Once we get beyond the candidates in the green and yellow shaded boxes the rest of the candidates for all the big 5 parties have little or not chance of being elected. The candidates in the white-shaded boxes are particularly just there for form’s sake – they fill out the party lists but they could only get to be elected if some completely unexpected political earthquake were to happen.
Over the next couple of weeks we will publish our simplified ballot papers for every UK region and make crystal clear for all British voters who stands any chance of being elected to represent them and who does not. Our intention is not to undermine the electoral process by predicting its outcomes before the voters have had their say, but to enhance the process by giving voters more straightforward, accurate information about the choices available to them. In the future we would also urge all the big 5 parties in future to stop stuffing their ballot papers with overly long lists of names that serve only to confuse voters and make their task more difficult than it needs to be.

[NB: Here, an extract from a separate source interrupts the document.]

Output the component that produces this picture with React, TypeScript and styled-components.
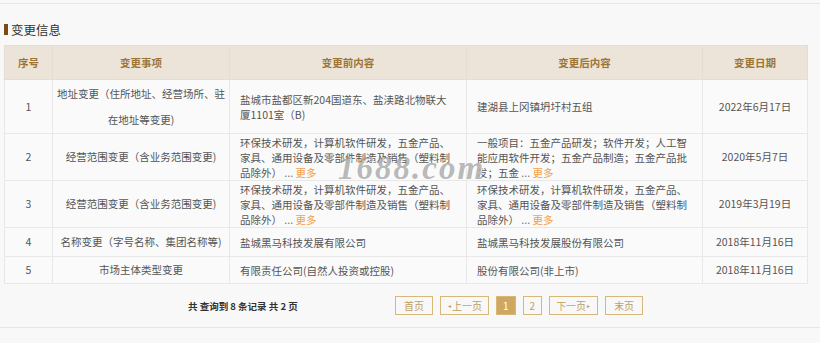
import styled, { createGlobalStyle } from "styled-components";

const GlobalStyle = createGlobalStyle`
  html, body {
    margin: 0;
    padding: 0;
    background: #f8f8f8;
    font-family: "Noto Sans CJK SC", "Noto Sans", sans-serif;
  }
`;

const Page = styled.div`
  position: relative;
  width: 820px;
  height: 343px;
  padding-top: 3px;
  box-sizing: border-box;
  overflow: hidden;
`;

const Section = styled.section`
  border-top: 1px solid #e6e6e6;
  border-bottom: 1px solid #e6e6e6;
  padding: 0 13px 0 4px;
`;

const Title = styled.h3`
  display: flex;
  align-items: center;
  gap: 3px;
  margin: 0;
  height: 41px;
  padding-top: 9px;
  box-sizing: border-box;
  font-size: 12.5px;
  font-weight: normal;
  color: #333;
`;

const TitleBar = styled.span`
  display: block;
  width: 4px;
  height: 11px;
  background: #7b4a17;
`;

const Table = styled.table`
  width: 803px;
  table-layout: fixed;
  border-collapse: collapse;
  font-size: 10.5px;
  color: #555;
`;

const Th = styled.th`
  height: 33px;
  padding: 0;
  background: #ece4d8;
  border: 1px solid #e4ddd2;
  color: #9c7536;
  font-weight: bold;
  text-align: center;
`;

const Td = styled.td<{ $content?: boolean }>`
  padding: ${(p) => (p.$content ? "0 14px 0 10px" : "0 3px")};
  background: #fafafa;
  border: 1px solid #e8e8e8;
  text-align: ${(p) => (p.$content ? "left" : "center")};
  line-height: ${(p) => (p.$content ? "15px" : "26px")};
  vertical-align: middle;
`;

const Ellipsis = styled.span`
  color: #777;
`;

const More = styled.a`
  color: #f3a04b;
  text-decoration: none;
  cursor: pointer;
`;

const Footer = styled.div`
  display: flex;
  align-items: center;
  height: 43px;
  padding-left: 184px;
`;

const Summary = styled.div`
  width: 207px;
  font-size: 9.5px;
  font-weight: bold;
  color: #333;
`;

const Pager = styled.div`
  display: flex;
  gap: 7px;
`;

const PageBtn = styled.span<{ $active?: boolean; $pad?: number }>`
  display: flex;
  align-items: center;
  justify-content: center;
  height: 19px;
  padding: 0 ${(p) => p.$pad ?? 8}px;
  box-sizing: border-box;
  border: 1px solid #d6b97a;
  background: ${(p) => (p.$active ? "#cfa760" : "transparent")};
  color: ${(p) => (p.$active ? "#fff" : "#bf9f5f")};
  font-size: 10px;
  line-height: 1;
`;

const Arrow = styled.span`
  font-size: 6px;
  margin: 0 1px;
`;

const Watermark = styled.div`
  position: absolute;
  left: 338px;
  top: 150px;
  font-family: "Liberation Serif", "DejaVu Serif", serif;
  font-style: italic;
  font-weight: bold;
  font-size: 33px;
  letter-spacing: 2px;
  color: rgba(125, 125, 125, 0.55);
  text-shadow: 1px 1px 0 rgba(255, 255, 255, 0.8);
  pointer-events: none;
`;

type Row = {
  no: number;
  item: string;
  before: string;
  beforeMore?: boolean;
  after: string;
  afterMore?: boolean;
  date: string;
  height: number;
};

const rows: Row[] = [
  {
    no: 1,
    item: "地址变更（住所地址、经营场所、驻在地址等变更)",
    before: "盐城市盐都区新204国道东、盐渎路北物联大厦1101室（B)",
    after: "建湖县上冈镇坍圩村五组",
    date: "2022年6月17日",
    height: 54,
  },
  {
    no: 2,
    item: "经营范围变更（含业务范围变更)",
    before: "环保技术研发，计算机软件研发，五金产品、家具、通用设备及零部件制造及销售（塑料制品除外）",
    beforeMore: true,
    after: "一般项目：五金产品研发；软件开发；人工智能应用软件开发；五金产品制造；五金产品批发；五金",
    afterMore: true,
    date: "2020年5月7日",
    height: 47,
  },
  {
    no: 3,
    item: "经营范围变更（含业务范围变更)",
    before: "环保技术研发，计算机软件研发，五金产品、家具、通用设备及零部件制造及销售（塑料制品除外）",
    beforeMore: true,
    after: "环保技术研发，计算机软件研发，五金产品、家具、通用设备及零部件制造及销售（塑料制品除外）",
    afterMore: true,
    date: "2019年3月19日",
    height: 47,
  },
  {
    no: 4,
    item: "名称变更（字号名称、集团名称等)",
    before: "盐城黑马科技发展有限公司",
    after: "盐城黑马科技发展股份有限公司",
    date: "2018年11月16日",
    height: 29,
  },
  {
    no: 5,
    item: "市场主体类型变更",
    before: "有限责任公司(自然人投资或控股)",
    after: "股份有限公司(非上市)",
    date: "2018年11月16日",
    height: 27,
  },
];

const ContentCell = ({ text, more }: { text: string; more?: boolean }) => (
  <Td $content>
    {text}
    {more && (
      <>
        <Ellipsis> ... </Ellipsis>
        <More>更多</More>
      </>
    )}
  </Td>
);

export default function App() {
  return (
    <Page>
      <GlobalStyle />
      <Section>
        <Title>
          <TitleBar />
          变更信息
        </Title>
        <Table>
          <colgroup>
            <col style={{ width: 48 }} />
            <col style={{ width: 177 }} />
            <col style={{ width: 237 }} />
            <col style={{ width: 236 }} />
            <col style={{ width: 105 }} />
          </colgroup>
          <thead>
            <tr>
              <Th>序号</Th>
              <Th>变更事项</Th>
              <Th>变更前内容</Th>
              <Th>变更后内容</Th>
              <Th>变更日期</Th>
            </tr>
          </thead>
          <tbody>
            {rows.map((row) => (
              <tr key={row.no} style={{ height: row.height }}>
                <Td>{row.no}</Td>
                <Td>{row.item}</Td>
                <ContentCell text={row.before} more={row.beforeMore} />
                <ContentCell text={row.after} more={row.afterMore} />
                <Td>{row.date}</Td>
              </tr>
            ))}
          </tbody>
        </Table>
        <Footer>
          <Summary>共 查询到 8 条记录 共 2 页</Summary>
          <Pager>
            <PageBtn>首页</PageBtn>
            <PageBtn $pad={6}>
              <Arrow>◂</Arrow>上一页
            </PageBtn>
            <PageBtn $active $pad={6}>1</PageBtn>
            <PageBtn $pad={6}>2</PageBtn>
            <PageBtn $pad={6}>
              下一页<Arrow>▸</Arrow>
            </PageBtn>
            <PageBtn>末页</PageBtn>
          </Pager>
        </Footer>
      </Section>
      <Watermark>1688.com</Watermark>
    </Page>
  );
}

Our background briefing for each of the UK regions will also cover all the leading candidates for the European Parliament (EP). For example, we provide full information on all the sitting MEPs seeking re-election and show how hard-working they have been in Brussels on their constituents’ behalf, how they have voted on major EP decisions, and how much party loyalty or independent thinking they have shown in how they voted. We will also cover all the leading candidates seeking election as an MEP for the first time and provide links to their biographies and details.